RSS

WISATA TANA TORAJA YANG PENUH KESAN MAGIS




Entah mengapa, kesan magis langsung terasa ketika kita menginjakkan kaki di Tana Toraja. Bisa jadi lantaran wilayah yang berada di Sulawesi Selatan ini memang banyak menyimpan kisah adat budaya yang sangat menghargai arwah, leluhur, dan keseimbangan alam. Sebuah potret kekayaan budaya negeri yang bisa menjadi potensi wisata. Agustus dan Desember adalah bulan terbaik untuk berwisata ke Tana Toraja. Di bulan ini ada banyak upacara adat digelar. Bukan tanpa alasan. Bulan-bulan tersebut adalah masa libur panjang anak sekolah, sehingga mempermudah keluarga untuk mengumpulkan sanak saudara, kerabat, handai taulan. Kita tahu, sebagian besar masyarakat Tana Toraja adalah pengembara ke berbagai kota, terutama kota besar seperti Jakarta, Surabaya, atau Makassar itu sendiri. Bahkan, kini pemerintah telah rutin menggelar Toraja International Festival di bulan Agustus dan Lovely December. Dua event ini sengaja dibuat dalam rangka mengembalikan kembali gairah wisatawan untuk berkunjung ke Tana Toraja.

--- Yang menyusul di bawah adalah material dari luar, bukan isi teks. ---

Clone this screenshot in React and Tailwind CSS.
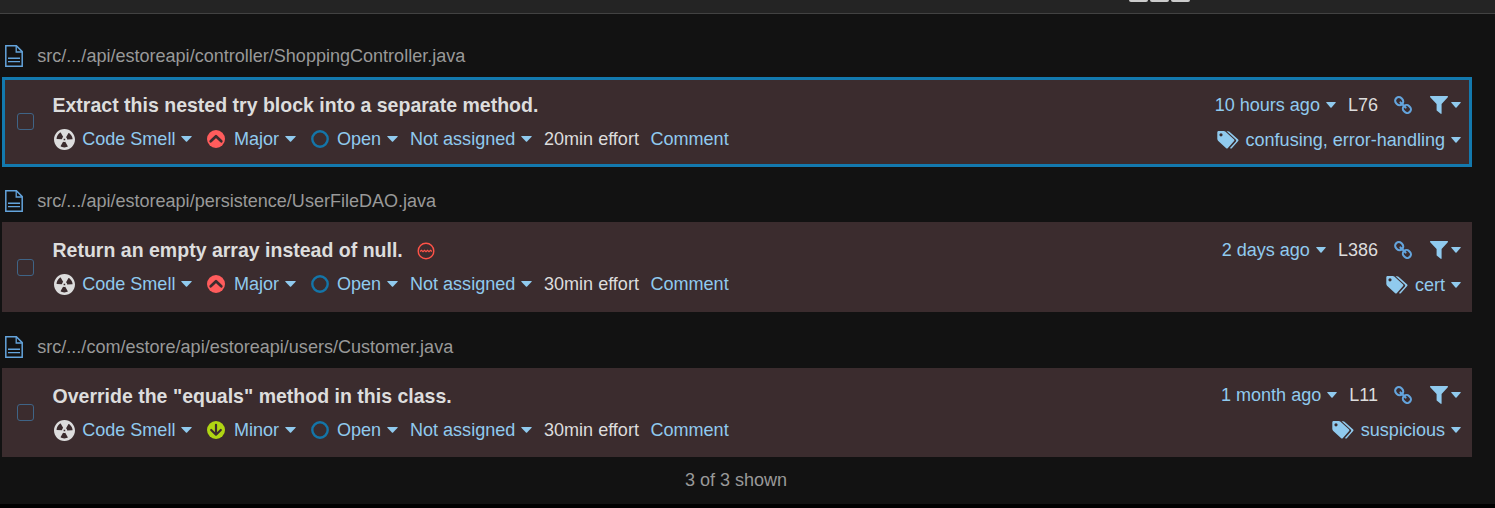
const FONT = "font-['Liberation_Sans',Arial,sans-serif]";

function Caret({ width = 11 }) {
  return (
    <svg className="block shrink-0" width={width} height="6" viewBox="0 0 11 6" preserveAspectRatio="none" fill="#90caee">
      <path d="M.6 0h9.8q.6.2.2.8L6.1 5.6q-.6.5-1.2 0L.4.8Q0 .2.6 0z" />
    </svg>
  );
}

function FileIcon() {
  return (
    <svg className="block shrink-0" width="18" height="22" viewBox="0 0 18 22" fill="none" stroke="#64a4dc" strokeWidth="1.5">
      <path d="M.8.8h10.6l5.8 5.8v14.6H.8z" />
      <path d="M11.2 1v6h6" strokeWidth="1.3" />
      <path d="M3 13.2h12M3 16.6h12" strokeWidth="1.4" />
    </svg>
  );
}

function CodeSmellIcon() {
  return (
    <svg className="block shrink-0" width="21" height="21" viewBox="2 2 12 12" fill="#dddddd">
      <path d="M8 2C4.7 2 2 4.7 2 8s2.7 6 6 6 6-2.7 6-6-2.7-6-6-6zm-.5 5.5h.9v.9h-.9v-.9zm-3.8.2c-.1 0-.2-.1-.2-.2 0-.4.1-1.2.6-2S5.3 4.2 5.6 4c.2 0 .3 0 .3.1l1.3 2.3c0 .1 0 .2-.1.2-.1.2-.2.3-.3.5-.1.2-.2.4-.2.5 0 .1-.1.2-.2.2l-2.7-.1zM9.9 12c-.3.2-1.1.5-2 .5-.9 0-1.7-.3-2-.5-.1 0-.1-.2-.1-.3l1.3-2.3c0-.1.1-.1.2-.1.2.1.3.1.5.1s.4 0 .5-.1c.1 0 .2 0 .2.1l1.3 2.3c.2.2.2.3.1.3zm2.5-4.1L9.7 8c-.1 0-.2-.1-.2-.2 0-.2-.1-.4-.2-.5 0-.1-.2-.3-.3-.4-.1 0-.1-.1-.1-.2l1.3-2.3c.1-.1.2-.1.3-.1.3.2 1 .7 1.5 1.5s.6 1.6.6 2c0 0-.1.1-.2.1z" />
    </svg>
  );
}

function SeverityIcon({ level }) {
  if (level === "Major") {
    return (
      <svg className="block shrink-0" width="18" height="18" viewBox="0 0 18 18">
        <circle cx="9" cy="9" r="9" fill="#ff5c5c" />
        <path d="M3.7 11.2 9 6.2l5.3 5" fill="none" stroke="#3b2c2e" strokeWidth="2.7" strokeLinecap="round" strokeLinejoin="round" />
      </svg>
    );
  }
  return (
    <svg className="block shrink-0" width="18" height="18" viewBox="0 0 18 18">
      <circle cx="9" cy="9" r="9" fill="#b0d513" />
      <path d="M9 3.8v9.2M4.2 9 9 13.7 13.8 9" fill="none" stroke="#3b2c2e" strokeWidth="2.2" strokeLinecap="round" strokeLinejoin="round" />
    </svg>
  );
}

function OpenIcon() {
  return (
    <svg className="block shrink-0" width="18" height="18" viewBox="0 0 18 18" fill="none" stroke="#1475a8" strokeWidth="2.4">
      <circle cx="9" cy="9" r="7.7" />
    </svg>
  );
}

function EngineIcon() {
  return (
    <svg className="mt-[2px] block shrink-0" width="18" height="18" viewBox="0 0 18 18" fill="none" stroke="#ff5348">
      <circle cx="9" cy="9" r="7.8" strokeWidth="1.4" />
      <path d="M3 9.5 4.5 8.2 6 9.6 7.5 8.2 9 9.6l1.5-1.4L12 9.6l1.5-1.4L15 9.5" strokeWidth="1.2" />
    </svg>
  );
}

function LinkIcon() {
  return (
    <svg className="block shrink-0" width="18" height="18" viewBox="0 0 18 18" fill="none" stroke="#64a4dc" strokeWidth="2.1">
      <rect x="1.1" y="1.5" width="8.2" height="7.2" rx="3.4" transform="rotate(45 5.2 5.1)" />
      <rect x="8.8" y="9.4" width="8.2" height="7.2" rx="3.4" transform="rotate(45 12.9 13)" />
      <path d="m6.4 6.4 5.2 5.2" strokeLinecap="round" />
    </svg>
  );
}

function FilterIcon() {
  return (
    <svg className="block shrink-0" width="18" height="18" viewBox="0 0 18 18" fill="#90caee">
      <path d="M.4 0h17.2q.6.5.2 1.2L11.6 8v9.6q-.3.6-.9.2L7 14.8q-.4-.3-.4-.8V8L.2 1.2Q-.2.5.4 0z" />
    </svg>
  );
}

function TagsIcon() {
  return (
    <svg className="block shrink-0" width="22" height="18" viewBox="0 0 22 18" fill="#90caee">
      <path fillRule="evenodd" d="M1.2 0h5.6q.9.1 1.5.6l8.8 8q.7.8 0 1.5l-6.4 7.2q-.8.6-1.5 0L1 9.7Q.4 9 .3 8.1V1.2Q.3.2 1.2 0zM4 2.2a1.6 1.6 0 1 0 0 3.2 1.6 1.6 0 0 0 0-3.2z" />
      <path d="M9.6.2h1.4q.9.1 1.5.6l8.7 7.8q.7.8 0 1.5l-6.4 7.2q-.9.7-1.8-.2l5.9-6.6q.7-1 0-1.8z" />
    </svg>
  );
}

function Issue({
  file,
  title,
  engine,
  severity,
  effort,
  age,
  line,
  tags,
  selected,
  className,
  cardHeight = "h-[90px]",
  checkOffset = "pt-[33px]",
  sideOffset = "pt-[13px]",
}) {
  return (
    <section className={className}>
      <div className="flex h-[22px] items-center gap-[14.3px] pl-[5px]">
        <FileIcon />
        <span className="text-[#999999]">{file}</span>
      </div>
      <article
        className={`ml-[2px] mt-[10px] flex w-[1470px] border-[3px] bg-[#3b2c2e] ${cardHeight} ${
          selected ? "border-[#1379ae]" : "border-[#3b2c2e]"
        }`}
      >
        <div className={`flex w-[47.5px] shrink-0 items-start pl-3 ${checkOffset}`}>
          <span className="size-[17px] rounded-[3px] border border-[#3f6486]" />
        </div>
        <div className="flex grow flex-col pt-[13px]">
          <h3 className="flex h-[24px] items-center gap-[14.5px] text-[19.52px] font-bold text-[#dddddd]">
            {title}
            {engine && <EngineIcon />}
          </h3>
          <div className="mt-[10px] flex h-6 items-center pl-[1.5px] text-[#90caee]">
            <div className="flex w-[153px] items-center">
              <CodeSmellIcon />
              <span className="ml-[7.2px] w-[98.8px]">Code Smell</span>
              <Caret />
            </div>
            <div className="flex w-[104px] items-center">
              <SeverityIcon level={severity} />
              <span className="ml-[9px] w-[51px]">{severity}</span>
              <Caret />
            </div>
            <div className="flex w-[99px] items-center">
              <OpenIcon />
              <span className="ml-[8px] w-[50px]">Open</span>
              <Caret />
            </div>
            <div className="flex w-[134px] items-center">
              <span className="w-[111px]">Not assigned</span>
              <Caret />
            </div>
            <span className="w-[106.5px] text-[#dddddd]">{effort} effort</span>
            <span>Comment</span>
          </div>
        </div>
        <div className={`flex flex-col items-end pr-[8px] text-[#90caee] ${sideOffset}`}>
          <div className="flex h-[24px] items-center">
            <span className="mr-[6px]">{age}</span>
            <Caret width={10} />
            <span className="ml-[12px] mr-[16px] text-[#dddddd]">{line}</span>
            <LinkIcon />
            <span className="ml-[18px] mr-[3px]">
              <FilterIcon />
            </span>
            <Caret width={10} />
          </div>
          <div className="mt-[11px] flex h-6 items-center">
            <TagsIcon />
            <span className="ml-[7px] mr-[6px]">{tags}</span>
            <Caret width={10} />
          </div>
        </div>
      </article>
    </section>
  );
}

export default function App() {
  return (
    <div className={`h-[508px] w-[1495px] overflow-hidden border-b-4 border-black bg-[#121212] text-[18.04px] leading-6 whitespace-nowrap ${FONT}`}>
      <header className="flex h-[14px] items-start gap-[2px] border-b border-[#424242] bg-[#242424] pl-[1129px]">
        <span className="h-[2px] w-[19px] rounded-b-[3px] bg-[#cccccc]" />
        <span className="h-[2px] w-[19px] rounded-b-[3px] bg-[#cccccc]" />
        <span className="h-[2px] w-[19px] rounded-b-[3px] bg-[#cccccc]" />
      </header>
      <main>
        <Issue
          className="mt-[31px]"
          file="src/.../api/estoreapi/controller/ShoppingController.java"
          title="Extract this nested try block into a separate method."
          severity="Major"
          effort="20min"
          age="10 hours ago"
          line="L76"
          tags="confusing, error-handling"
          selected
        />
        <Issue
          className="mt-[23px]"
          file="src/.../api/estoreapi/persistence/UserFileDAO.java"
          title="Return an empty array instead of null."
          engine
          severity="Major"
          effort="30min"
          age="2 days ago"
          line="L386"
          tags="cert"
          checkOffset="pt-[34px]"
        />
        <Issue
          className="mt-[24px]"
          file="src/.../com/estore/api/estoreapi/users/Customer.java"
          title={'Override the "equals" method in this class.'}
          severity="Minor"
          effort="30min"
          age="1 month ago"
          line="L11"
          tags="suspicious"
          cardHeight="h-[89px]"
          sideOffset="pt-[12px]"
        />
        <p className="mt-[11px] w-[1472px] text-center text-[#999999]">3 of 3 shown</p>
      </main>
    </div>
  );
}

Beberapa yang tak boleh dilewatkan bila berkunjung ke sana adalah upacara Rambu Solo, daerah pemakaman di tebing dan gua, kain tenun, tarian, dan tentu saja mencicipi makanan khas di sana.

RAMBU SOLO


Rambu Solo adalah upacara kematian atau prosesi mengantar jenazah ke tempat peristirahatan abadi. Di Tana Toraja, jenazah ini tidak dimakamkan di dalam tanah, melainkan disimpan di tebing-tebing atau gua. Hal ini karena tanah-tanah di Toraja merupakan dataran tinggi yang berbatu-batu dan kurang produktif. Hingga bila kemudian sisa tanah ini digunakan untuk pemakaman akan makin mengurangi tanah produktif yang ada. Bisa tidak ada lagi tanah yang bisa digarap untuk memberi kehidupan warga. Umumnya, orang yang meninggal memang tidak langsung dimakamkan di tebing-tebing. Namun, ‘menginap’ sementara di rumah adat Tongkonan. Sembari keluarga menyiapkan upacara Rambu Solo, jenazah ini diperlakukan seperti layaknya manusia yang sedang sakit, karena ia tetap diberi makanan (sesajian sesuai kesukaannya semasa hidup). Rata-rata, jenazah baru diantarkan ke tempat peristirahatan di tebing setelah 6 bulan atau bahkan lebih tergantung hasil kesepakatan keluarga besar.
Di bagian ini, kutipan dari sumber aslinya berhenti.